If you've turned on the news lately, you may have gotten the sense that the world is falling apart. From rising body counts in Gaza and Israel to a plane getting shot down in Ukraine to increasing violence in Nigeria and Syria, it can often seem like a never-ending stream of grim realities.
But although bad news is dominating the headlines, it doesn't mean those are the only stories out there. The sky isn't falling -- and the proof isn't hard to find.
Amazing Advances In Medicine Are Happening Daily
- Every day in Africa, more than 1,500 children die of malaria -- but that might not be the case for long. A pharmaceutical company is awaiting regulatory approval on a new drug that could be the world's first malaria vaccine. According to Time magazine, it may be available to the public in one year's time.
- An experimental drug for hepatitis C got rid of the disease in more than 95 percent of patients during trials.
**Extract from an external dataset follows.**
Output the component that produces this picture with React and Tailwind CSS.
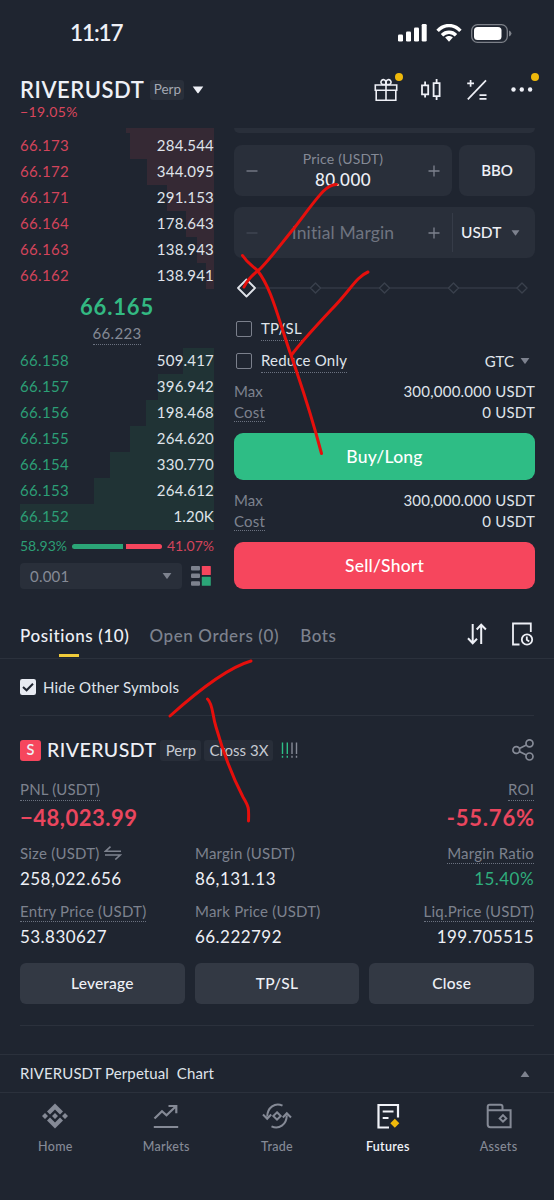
const ASKS=[
  {p:'66.173',q:'284.544',w:84},{p:'66.172',q:'344.095',w:67},{p:'66.171',q:'291.153',w:47},
  {p:'66.164',q:'178.643',w:28},{p:'66.163',q:'138.943',w:17},{p:'66.162',q:'138.941',w:8},
];
const BIDS=[
  {p:'66.158',q:'509.417',w:31},{p:'66.157',q:'396.942',w:56},{p:'66.156',q:'198.468',w:68},{p:'66.155',q:'264.620',w:84},
  {p:'66.154',q:'330.770',w:104},{p:'66.153',q:'264.612',w:120},{p:'66.152',q:'1.20K',w:194},
];
const DOTTED='border-b border-dotted border-[#6b7280]';

function Caret({className='w-[10px] h-[6px] text-[#7d828e]',up=false}){
  return <svg viewBox="0 0 10 6" className={className} fill="currentColor"><path d={up?'M0.6 6H9.4L5.5 0.5Q5 0 4.5 0.5Z':'M0.6 0H9.4L5.5 5.5Q5 6 4.5 5.5Z'}/></svg>;
}

function StatusBar(){
  return(
    <div className="h-[66px] shrink-0 flex items-center justify-between pl-[70px] pr-[42px]">
      <span className="text-[22.5px] font-semibold leading-none tracking-[-1.1px]">11:17</span>
      <div className="flex items-center text-white">
        <svg viewBox="0 0 29 18" className="w-[29px] h-[18px]" fill="currentColor">
          <rect x="0" y="10.5" width="5" height="7" rx="1.3"/><rect x="8" y="7.5" width="5" height="10" rx="1.3"/>
          <rect x="16" y="3.5" width="5" height="14" rx="1.3"/><rect x="23.7" y="0" width="5" height="17.5" rx="1.3"/>
        </svg>
        <svg viewBox="0 0 26 18" className="w-[26px] h-[18px] ml-[9px]" fill="none" stroke="currentColor" strokeWidth="3.4">
          <path d="M1.6 6.8C8-0.2 18-0.2 24.4 6.8"/><path d="M6 11.2C10 7.2 16 7.2 20 11.2"/><path d="M9.2 13.6C11.2 11.6 14.8 11.6 16.8 13.6L13 17.8Z" fill="currentColor" stroke="none"/>
        </svg>
        <svg viewBox="0 0 41 19" className="w-[41px] h-[19px] ml-[9px]">
          <rect x="0.7" y="0.7" width="35.6" height="17.6" rx="5.8" fill="none" stroke="#7c8088" strokeWidth="1.3"/>
          <rect x="3" y="3" width="27.5" height="13" rx="3.5" fill="#fff"/><path d="M38 6.5Q40.5 7.5 40.5 9.5T38 12.5Z" fill="#7c8088"/>
        </svg>
      </div>
    </div>
  );
}

function Header(){
  return(
    <header className="h-[62px] shrink-0 flex justify-between pt-3 pl-[20px] pr-[20px]">
      <div>
        <div className="h-6 flex items-center">
          <h1 className="text-[22px] font-semibold leading-none tracking-[0.55px]">RIVERUSDT</h1>
          <span className="ml-[6px] w-[34px] h-5 rounded-[3px] bg-[#292f3a] text-[#a3a8b3] text-[13.5px] leading-none flex items-center justify-center">Perp</span>
          <Caret className="w-[12px] h-[8px] ml-[8px] text-[#eef0f6]"/>
        </div>
        <div className="h-5 flex items-center text-[14px] leading-none tracking-[0.4px] text-[#d9455c]">−19.05%</div>
      </div>
      <div className="h-6 flex items-center gap-[21.4px]">
        <div className="relative">
          <svg viewBox="0 0 24 24" className="size-6" fill="none" stroke="currentColor" strokeWidth="1.6">
            <path d="M1.3 7H22.7V12.2H1.3Z"/><path d="M2.2 12.2V22.2H21.8V12.2"/><path d="M12 7V22"/><path d="M11.8 6.5H8.5A2.5 2.5 0 1 1 11.8 3.4ZM12.2 6.5H15.5A2.5 2.5 0 1 0 12.2 3.4Z"/>
          </svg>
          <i className="absolute size-[8px] rounded-full bg-[#efb90b] left-[21px] -top-[5px]"/>
        </div>
        <svg viewBox="0 0 24 24" className="size-6" fill="none" stroke="currentColor" strokeWidth="1.8">
          <path d="M3 7.3H9.2V16.3H3Z"/><path d="M6.1 3.5V7M6.1 16.5V19.5"/><path d="M14.6 5.2H20.6V18.2H14.6Z"/><path d="M17.6 1V5M17.6 18.5V22"/>
        </svg>
        <svg viewBox="0 0 24 24" className="size-6" fill="none" stroke="currentColor" strokeWidth="1.7">
          <path d="M2.8 21.3L21 2.3"/><path d="M2.2 5.3H9M5.6 2V8.7"/><path d="M14.5 17.2H21.5M14.5 20.8H21.5"/>
        </svg>
        <div className="relative">
          <svg viewBox="0 0 24 24" className="size-6" fill="currentColor"><circle cx="3.5" cy="11.5" r="2.2"/><circle cx="11.8" cy="11.5" r="2.2"/><circle cx="20.1" cy="11.5" r="2.2"/></svg>
          <i className="absolute size-[8px] rounded-full bg-[#efb90b] left-[21px] -top-[5px]"/>
        </div>
      </div>
    </header>
  );
}

function BookRow({row,bid}){
  const bg=bid?'#203335':'#352934';
  return(
    <div className="h-[26px] pb-[2px] flex items-center justify-between text-[15px] leading-none"
      style={{background:`linear-gradient(to left, ${bg} ${row.w}px, transparent ${row.w}px)`}}>
      <span className={`tracking-[0.35px] ${bid?'text-[#2c9f76]':'text-[#d3445b]'}`}>{row.p}</span>
      <span className="tracking-[0.2px] text-[#dfe3ea]">{row.q}</span>
    </div>
  );
}

function OrderBook(){
  return(
    <div className="w-[194px] shrink-0">
      <div className="h-[5px] ml-[106px] bg-[#352934]"/>
      {ASKS.map(r=><BookRow key={r.p} row={r}/>)}
      <div className="h-[59px] pt-[6px] flex flex-col items-center">
        <div className="h-[24px] flex items-center text-[22px] font-bold leading-none tracking-[0.85px] text-[#33b982]">66.165</div>
        <div className={`mt-[4px] h-[22px] flex items-center text-[15px] leading-none tracking-[0.3px] text-[#858a96] ${DOTTED}`}>66.223</div>
      </div>
      {BIDS.map(r=><BookRow key={r.p} row={r} bid/>)}
      <div className="h-[34px] flex items-center justify-between text-[14px] leading-none">
        <span className="pb-[2px] text-[#2c9f76]">58.93%</span>
        <div className="flex gap-[3px] w-[90px] mb-px"><i className="h-[5px] w-[51px] rounded-l-full bg-[#2ba577]"/><i className="h-[5px] flex-1 rounded-r-full bg-[#f6465d]"/></div>
        <span className="pb-[2px] text-[#d3445b]">41.07%</span>
      </div>
      <div className="h-[26px] -mt-px flex items-center">
        <div className="w-[162px] h-full rounded-[4px] bg-[#292f3a] flex items-center justify-between pl-[10px] pr-[10px] text-[15px] leading-none tracking-[0.2px] text-[#858a96]">0.001<Caret/></div>
        <svg viewBox="0 0 20 20" className="w-[20px] h-[20px] ml-[9px]">
          <g fill="#7d828e"><rect width="9" height="4.5" rx="1"/><rect y="7.6" width="9" height="4.5" rx="1"/><rect y="15.2" width="9" height="4.5" rx="1"/></g>
          <rect x="10.8" width="9" height="9" rx=".6" fill="#f6465d"/><rect x="10.8" y="10.8" width="9" height="9" rx=".6" fill="#2ba577"/>
        </svg>
      </div>
    </div>
  );
}

function Sign({plus,dim}){
  return <svg viewBox="0 0 12 12" className={`size-3 ${dim?'text-[#434955]':'text-[#7d828e]'}`} stroke="currentColor" strokeWidth="1.3"><path d={plus?'M0.5 6H11.5M6 0.5V11.5':'M0.5 6H11.5'}/></svg>;
}

function CheckRow({label,children}){
  return(
    <div className="h-8 flex items-center">
      <i className="size-4 ml-[2px] rounded-[2px] border-[1.5px] border-[#7b808c]"/>
      <span className={`ml-[9px] h-[23px] flex items-center text-[15px] leading-none tracking-[0.2px] text-[#dfe3ea] ${DOTTED}`}>{label}</span>
      {children}
    </div>
  );
}

function Limits(){
  return(
    <div className="text-[15px] leading-none">
      <div className="h-[21px] pb-[2px] flex items-center justify-between"><span className="text-[#7d828e]">Max</span><span className="tracking-[0.22px] text-[#dfe3ea]">300,000.000 USDT</span></div>
      <div className="h-[20px] flex items-center justify-between"><span className={`h-[18px] flex items-center text-[#7d828e] tracking-[0.2px] ${DOTTED}`}>Cost</span><span className="pb-px tracking-[0.22px] text-[#dfe3ea]">0 USDT</span></div>
    </div>
  );
}

function OrderForm(){
  return(
    <div className="w-[301px] ml-[20px]">
      <div className="h-[5px] rounded-b-[5px] bg-[#292f3a]"/>
      <div className="mt-[12px] h-[51px] flex gap-[7px]">
        <div className="w-[218px] rounded-[8px] bg-[#292f3a] flex items-center justify-between px-[12px]">
          <Sign/>
          <div className="text-center pb-[3px]">
            <div className="h-[20px] flex items-center justify-center text-[14px] leading-none tracking-[0.2px] text-[#858a96]">Price (USDT)</div>
            <div className="h-[20px] flex items-center justify-center text-[17px] font-medium leading-none tracking-[0.45px]">80.000</div>
          </div>
          <Sign plus/>
        </div>
        <div className="flex-1 rounded-[8px] bg-[#292f3a] flex items-center justify-center text-[15px] font-semibold leading-none">BBO</div>
      </div>
      <div className="mt-[11px] h-[51px] rounded-[8px] bg-[#292f3a] flex items-center">
        <div className="w-[218px] flex items-center justify-between px-[12px]">
          <Sign dim/><span className="text-[17.5px] leading-none tracking-[0.15px] text-[#6f7480]">Initial Margin</span><Sign plus/>
        </div>
        <i className="w-px h-[39px] bg-[#363c48]"/>
        <span className="ml-[8px] text-[15.5px] font-medium leading-none">USDT</span><Caret className="w-[9px] h-[6px] ml-[10px] text-[#7d828e]"/>
      </div>
      <svg viewBox="0 0 301 55" className="block w-[301px] h-[55px]" fill="none">
        <path d="M20 30H283" stroke="#333945" strokeWidth="1.6"/>
        {[81.5,150.5,219.5,288].map(x=><path key={x} d={`M${x-5} 30L${x} 25L${x+5} 30L${x} 35Z`} fill="#1f2530" stroke="#3a404c" strokeWidth="1.4" strokeLinejoin="round"/>)}
        <path d="M4 30L12.5 21.5L21 30L12.5 38.5Z" fill="#1f2530" stroke="#dfe2e8" strokeWidth="1.8" strokeLinejoin="round"/>
      </svg>
      <CheckRow label="TP/SL"/>
      <CheckRow label="Reduce Only"><span className="ml-auto mr-[5px] flex items-center gap-[6px] text-[15px] leading-none text-[#dfe3ea]">GTC<Caret/></span></CheckRow>
      <div className="mt-[5px]"><Limits/></div>
      <button className="mt-[10px] w-full h-[47px] rounded-[9px] bg-[#2ebd85] text-[17.5px] font-medium leading-none tracking-[0.2px] text-white">Buy/Long</button>
      <div className="mt-[11px]"><Limits/></div>
      <button className="mt-[10px] w-full h-[47px] rounded-[9px] bg-[#f6465d] text-[17.5px] font-medium leading-none tracking-[0.2px] text-white">Sell/Short</button>
    </div>
  );
}

function Tabs(){
  return(
    <div className="mt-[22px] h-[48px] shrink-0 flex pl-[20px] pr-[20px] border-b border-[#2b313c] text-[17px] font-medium leading-none tracking-[0.6px]">
      <div className="relative h-[48px] flex items-center text-[#eef0f6]">Positions (10)<i className="absolute bottom-[2px] left-[39px] w-[20px] h-[3px] bg-[#f0cb3a]"/></div>
      <span className="ml-[20px] h-[48px] flex items-center text-[#7d828e]">Open Orders (0)</span>
      <span className="ml-[21px] h-[48px] flex items-center text-[#7d828e]">Bots</span>
      <div className="ml-auto h-[46px] flex items-center gap-[24px]">
        <svg viewBox="0 0 20 22" className="w-[20px] h-[22px]" fill="none" stroke="currentColor" strokeWidth="2"><path d="M5.7 1V20M1 15.3L5.7 20.2L10 15.8M14.2 21V2M9.7 6.5L14.2 1.8L18.9 6.5"/></svg>
        <svg viewBox="0 0 23 24" className="w-[23px] h-[24px]" fill="none" stroke="currentColor" strokeWidth="1.8"><path d="M8.5 22.5H2V1.5H19.8V10"/><circle cx="16" cy="17.5" r="5.2"/><path d="M15.8 14.5V17.8L18.2 19.4"/></svg>
      </div>
    </div>
  );
}

function Stat({label,value,right,dotted,green,icon}){
  return(
    <div className={`flex flex-col ${right?'items-end':'items-start'}`}>
      <div className={`h-[21px] flex items-center text-[15px] leading-none tracking-[0.22px] text-[#7d828e] ${dotted?DOTTED:'border-b border-transparent'}`}>
        {label}
        {icon&&<svg viewBox="0 0 18 14" className="w-[18px] h-[14px] ml-[5px]" fill="none" stroke="currentColor" strokeWidth="1.6"><path d="M6.5 0.6L1.5 5.2H17M1 9H16.2L11.3 13.5"/></svg>}
      </div>
      <div className={`h-[28px] flex items-center text-[17px] leading-none tracking-[0.45px] ${green?'text-[#2fae7d]':'text-[#eef0f6]'}`}>{value}</div>
    </div>
  );
}

function Position(){
  return(
    <section className="mx-[20px] border-y border-[#2b313c] h-[311px] shrink-0">
      <div className="mt-[22px] h-6 flex items-center">
        <span className="size-[21px] rounded-[3px] bg-[#f6465d] flex items-center justify-center text-[14.5px] font-semibold leading-none">S</span>
        <h2 className="ml-[6px] text-[19.5px] font-medium leading-none tracking-[0.45px]">RIVERUSDT</h2>
        <span className="ml-[4px] w-[41px] h-[21px] rounded-[3px] bg-[#282e39] flex items-center justify-center text-[15px] leading-none text-[#c6cad2]">Perp</span>
        <span className="ml-[3px] w-[69px] h-[21px] rounded-[3px] bg-[#282e39] flex items-center justify-center text-[15px] leading-none text-[#c6cad2]">Cross 3X</span>
        <svg viewBox="0 0 17 16" className="w-[17px] h-[16px] ml-[8px]" strokeWidth="1.4" strokeDasharray="11.5 1.8 2 9">
          <path d="M1.5 0.5V16M6.3 0.5V16" stroke="#2ebd85"/><path d="M11 0.5V16M15.5 0.5V16" stroke="#858a96"/>
        </svg>
        <svg viewBox="0 0 22 22" className="w-[22px] h-[22px] ml-auto" fill="none" stroke="#858a96" strokeWidth="1.7"><circle cx="4.3" cy="11" r="3.4"/><circle cx="17.5" cy="4.3" r="3.5"/><circle cx="17.5" cy="17.5" r="3.5"/><path d="M7.3 9.5L14.4 5.9M7.3 12.5L14.4 15.9"/></svg>
      </div>
      <div className="mt-[17px] flex justify-between text-[15px] leading-none tracking-[0.15px] text-[#7d828e]">
        <span className={`h-[22px] flex items-center ${DOTTED}`}>PNL (USDT)</span><span className={`h-[22px] flex items-center ${DOTTED}`}>ROI</span>
      </div>
      <div className="h-[32px] pt-[2px] flex items-center justify-between text-[22px] font-bold leading-none text-[#ea465e]"><span className="tracking-[0.5px]">−48,023.99</span><span className="tracking-[0.8px] -mr-[0.8px]">-55.76%</span></div>
      <div className="mt-[10px] flex justify-between">
        <div className="w-[175px] flex flex-col gap-[9px]"><Stat label="Size (USDT)" value="258,022.656" icon/><Stat label="Entry Price (USDT)" value="53.830627" dotted/></div>
        <div className="flex-1 flex flex-col gap-[9px]"><Stat label="Margin (USDT)" value="86,131.13"/><Stat label="Mark Price (USDT)" value="66.222792"/></div>
        <div className="flex flex-col gap-[9px]"><Stat label="Margin Ratio" value="15.40%" right dotted green/><Stat label="Liq.Price (USDT)" value="199.705515" right dotted/></div>
      </div>
      <div className="mt-[13px] grid grid-cols-3 gap-[10px] text-[15.5px] font-medium leading-none tracking-[0.2px]">
        {['Leverage','TP/SL','Close'].map(t=><button key={t} className="h-[41px] rounded-[6px] bg-[#333944] text-[#eef0f6]">{t}</button>)}
      </div>
    </section>
  );
}

const NAV=[
  {t:'Home',i:<g fill="currentColor"><path d="M13 0.5L21 8.5L18 11.5L13 6.5L8 11.5L5 8.5Z"/><path d="M13 25.5L21 17.5L18 14.5L13 19.5L8 14.5L5 17.5Z"/><path d="M13 10L16 13L13 16L10 13ZM3 10L6 13L3 16L0 13ZM23 10L26 13L23 16L20 13Z"/></g>},
  {t:'Markets',i:<path d="M1.5 15.5L9 8.2L13.5 12.3L23 3.3M15.5 3H23.3V10.3M0.8 24H25.2" fill="none" stroke="currentColor" strokeWidth="2.2"/>},
  {t:'Trade',i:<g fill="none" stroke="currentColor" strokeWidth="2"><path d="M18.5 2.6C11-1 3.4 4.5 3.2 13.5M-1 11.5L3.2 15.8L7.2 11.5"/><path d="M7.5 23.4C15 27 22.6 21.5 22.8 12.5M18.8 14.5L22.8 10.2L27 14.5"/><path d="M13 9.3L16.7 13L13 16.7L9.3 13Z"/></g>},
  {t:'Futures',on:true,i:<><path d="M14 24.5H3.5V2H23V14.5" fill="none" stroke="currentColor" strokeWidth="2.2"/><path d="M7.7 8.5H18.5M7.7 15H13.5" stroke="currentColor" strokeWidth="2"/><path d="M19.8 15.8L24.3 20.3L19.8 24.8L15.3 20.3Z" fill="#f0b90b"/></>},
  {t:'Assets',i:<g fill="none" stroke="currentColor" strokeWidth="2"><path d="M1.7 7.5V21.5Q1.7 24.2 4.4 24.2H24.6V7.2H1.7V3.8Q1.7 1.8 3.7 1.8H14.5Q16.5 1.8 16.5 3.8V7"/><path d="M17 12.1L20.3 15.4L17 18.7L13.7 15.4Z"/></g>},
];

function BottomNav(){
  return(
    <nav className="flex justify-between border-t border-[#2b313c] shrink-0">
      {NAV.map(n=>(
        <div key={n.t} className={`flex-1 flex flex-col items-center pt-[10px] ${n.on?'text-[#f1f3f8]':'text-[#858a96]'}`}>
          <svg viewBox="0 0 26 26" className="size-[26px] overflow-visible">{n.i}</svg>
          <span className={`mt-[8px] h-[20px] flex items-center text-[12.5px] leading-none tracking-[0.3px] ${n.on?'font-semibold':'font-medium'}`}>{n.t}</span>
        </div>))}
    </nav>
  );
}

// hand-drawn marks on top of the screen
function Marks(){
  return(
    <svg viewBox="0 0 554 1200" className="absolute inset-0 w-full h-full pointer-events-none" fill="none" stroke="#e60f0c" strokeWidth="3" strokeLinecap="round" strokeLinejoin="round">
      <path d="M336.5 184.5C326 184 318 197 295 227C281 244 270 259 260 269C252 275 247 280 244 287"/>
      <path d="M242.5 255.5C248 264 253 266 257 270C272 288 279 322 291.5 356.5C300 382 309 406 321.5 453.5"/>
      <path d="M368 272C356 277 350 291 331 310C316 326 302 341 291.5 355"/>
      <path d="M251 661C230 667 200 689 170 716"/>
      <path d="M207.5 699C213 704 212 714 216 727C222 748 230 772 243 797C249 807 249 808 248.5 821"/>
    </svg>
  );
}

export default function App(){
  return(
    <main className="relative w-full h-[1200px] overflow-hidden bg-[#1f2530] text-[#eef0f6] font-['Lato',sans-serif] [font-variant-ligatures:none] flex flex-col">
      <StatusBar/>
      <Header/>
      <div className="flex pl-[20px] h-[461px] shrink-0"><OrderBook/><OrderForm/></div>
      <Tabs/>
      <div className="h-[56px] shrink-0 flex items-center pl-[20px] text-[15px] leading-none text-[#dfe3ea]">
        <svg viewBox="0 0 16 16" className="size-4"><rect width="16" height="16" rx="2.2" fill="#e8ebf2"/><path d="M3 8L6.6 11.3L13 4.8" fill="none" stroke="#1f2530" strokeWidth="2"/></svg>
        <span className="ml-[7px] tracking-[0.2px]">Hide Other Symbols</span>
      </div>
      <Position/>
      <div className="mt-[28px] h-[38px] shrink-0 flex items-center justify-between pl-[20px] pr-[24px] border-t border-[#2b313c] text-[15px] leading-none tracking-[0.1px] text-[#dfe3ea]">
        <span className="whitespace-pre">RIVERUSDT Perpetual  Chart</span><Caret up/>
      </div>
      <BottomNav/>
      <Marks/>
    </main>
  );
}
It's currently awaiting FDA approval, and could be a cheaper way to treat the disease than medication currently on the market.
- A 19-year-old from Chicago might be well on his way to discovering a cure for colon cancer. His experimental vaccine has been 100 percent effective in ridding young mice of malignant tumors.
Huge Strides Are Being Made For LGBT Equality
- On Aug. 1, Uganda struck down its draconian Anti-Homosexuality Act, which made some homosexual acts punishable by life in prison.
- The United Nations announced last month that it will recognize same-sex marriage of all employees, regardless of whether their home country outlaws it.
- In the past 10 years, 21 states and the District of Columbia have recognized same-sex marriage.
Programs To End Poverty Are Working
- Using the World Bank's classification of low-income countries, philanthropist and billionaire Bill Gates wrote in his foundation's annual newsletter that "by 2035, there will be almost no poor countries left in the world."
- The U.S. food stamp program isn't just working -- it's helping millions. According to a recent article in the New Republic, "program benefits improve the long-term health outcomes of children" and "reduce the number of households with children in the U.S. living in extreme poverty by about half."
Protecting The Environment Is Increasingly Popular
- The Philippines is hopping on the electric vehicle bandwagon -- or in this case, the electric taxi tricycle. In an effort to reduce urban pollution, the country has invested in 100,000 electric-powered tricycles that will be rolled out in 2016, according to Fast Company.
- If you haven't heard of Tesla yet, it's time to get up to speed. The electric car company is proving that a green business isn't just possible, it's hugely profitable and has the potential to disrupt and transform the gas-guzzling auto industry.
- Indigenous farmers in Peru are banding together to fight climate change and diversify their agricultural output by saving and exchanging seeds. Their hope is that by collaborating, they can identify the strongest and most resilient crop varieties and encourage biodiversity throughout the country.
Women's Rights Are Improving
- As of July 2014, Saudi Arabian women can vote and run in municipal elections. This means they'll be able to vote in the upcoming elections in 2015.
- On Aug. 1, the United Nations High Commissioner for Refugees held the first international convention to address gender-based persecution. Women can now seek asylum due to gender-based violence.
New Technologies Are Enhancing People's Lives
- War victims in Sudan are getting help from a Los Angeles company that is using 3-D printers to create low-cost prosthetic limbs.
- People in Zambia who have cellphones but no Internet connection will now be able to access health and education services online, thanks to an app recently rolled out by Facebook. The company says it plans to expand the program into other countries as well.
- Researchers at the MIT Media Lab are working on a device called the "FingerReader," which scans written text for the visually impaired and reads it aloud. According to its creators, the device "could help the visually impaired read everything from books to restaurant menus to important forms at doctor’s offices, and thus increase a visually impaired person’s self-sufficiency."
Everyday People Are Coming Up With Innovative Solutions To Complicated Problems
- Four MBA students from McGill University in Canada might have come up with an unexpected cure for world hunger: insect farming. The students are testing their concept in a pilot program in Ghana, where they're teaching rural farmers how to breed tiny bugs called palm weevils.
- An Indian man named Mansukh Prajapati has designed a new fridge that stays cool without electricity. The fridge costs about $50 and could be a game-changer for the environment and communities lacking electricity.
- In Goma, a city in the Democratic Republic of Congo that has been called "the rape capital of the world," one group of women is taking their lives into their own hands. They've trained as mechanics and started an auto body shop -- lifting themselves out of poverty and empowering themselves along the way.